Options, lots of options!
If you want to totally shut down power draining from the coach batteries, the easy one seems to be removing the one long ground cable from the negative post in your picture. We can't see which of the three black cables goes direct to the ground bus, so some looking for which of the three will be needed?
the negative cable off is better as it then lets you do any work on the batteries without fear of arcing, etc.
Take it off, insulate and stick it where it can't come loose and fly into trouble and the draining is killed totally on the coach side.
But this also kills any charging from the RV being plugged in and disconnect on! No coach charging!
Other options are to put a charger on the chassis battery to charge it while leaving the RV plugged with disconnect on and converter charges the coach. Kind of awkward and uses two chargers instead of one?
Depending on how the RV is build for battery location and parts, there may be a way to do it with less equipment?
Since you will have a good charger built into the converter on the newer RV, we can expect it to do a good job of backing off to a good float voltage when the batteries get fully charged.
One way to get less charge equipment needed is to tie the chassis and coach positives together making it one single string of three instead of two and one!
If built side by side, this can be a simple strap from coach positive to chassis positive.
But it appears you have chassis battery in another location, so a strap at the mode solenoid is another possible point.
Click this drawing for best view of a really bad drawing! they did a really good job of making it hard to spot which cable goes where!
But they also do some good with putting tape on the cable ends to help ID them. On a new RV, they may still be there?
The idea with this point is that the mode solenoid is the gizmo which connects coach and chassis batteries together when we drive as a way to get a bit of charge back into any run down coach!
It also connects them when we push a dash switch named different things on different years! Boost, aux, etc are different names they have used. This switch lets us do a "jump start" when the chassis battery is weak!
Since it connects the two together at those times, we can also use that point if we want to connect them to let the one converter/charger keep both charged when stored!
A simple strap between them that is heavy enough to carry any current expected with a switch to connect/disconnect would be my choice. A simple 15 amp rated toggle might be my choice if both battery sets were not at radical different voltages.
There IS a definite downside to this if we are not alert, so consider how you operate?
IF this strap is left on while boondocking and you run long enough to let the coach go flat, you WILL have trouble starting because both coach and chassis will go down at the same rate and you WILL NOT have backup "boost" starting!
But if you have a set process of getting ready to travel and turn this switch off, things will then be just like normal!
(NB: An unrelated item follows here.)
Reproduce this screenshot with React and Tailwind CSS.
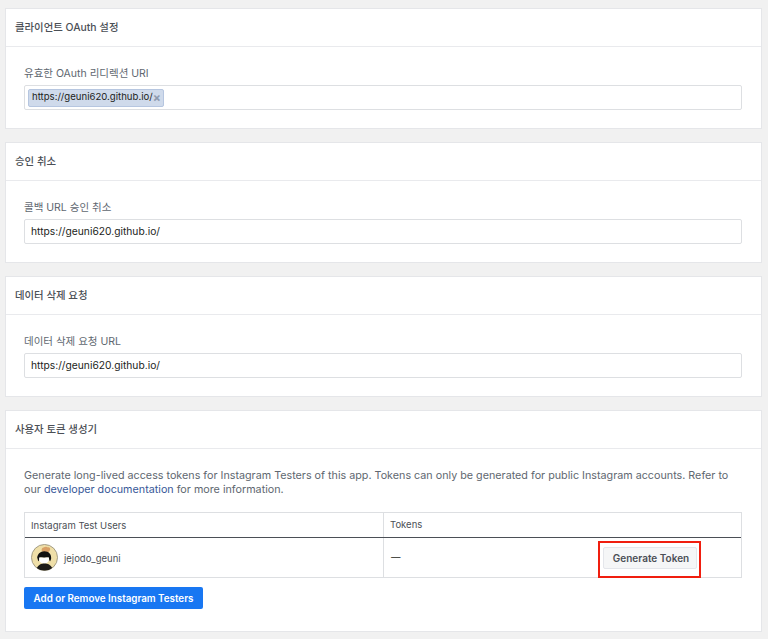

New charger to keep the chassis charged or new strap and switch? You likely have to remember to do something to get ready for taking it out of storage!
I DO NOT recommend this for older RV that do not have the much improved chargers built into the converter as they tend to overcharge and run batteries too hot! Either is something to watch for a bit when first doing it, just to make sure you are not charging too hot!
When dealing with a 2015 that seemed a bit too hot, I found a timer on the AC to let it power up for three hours each seven days was good.
Options? Lots of them!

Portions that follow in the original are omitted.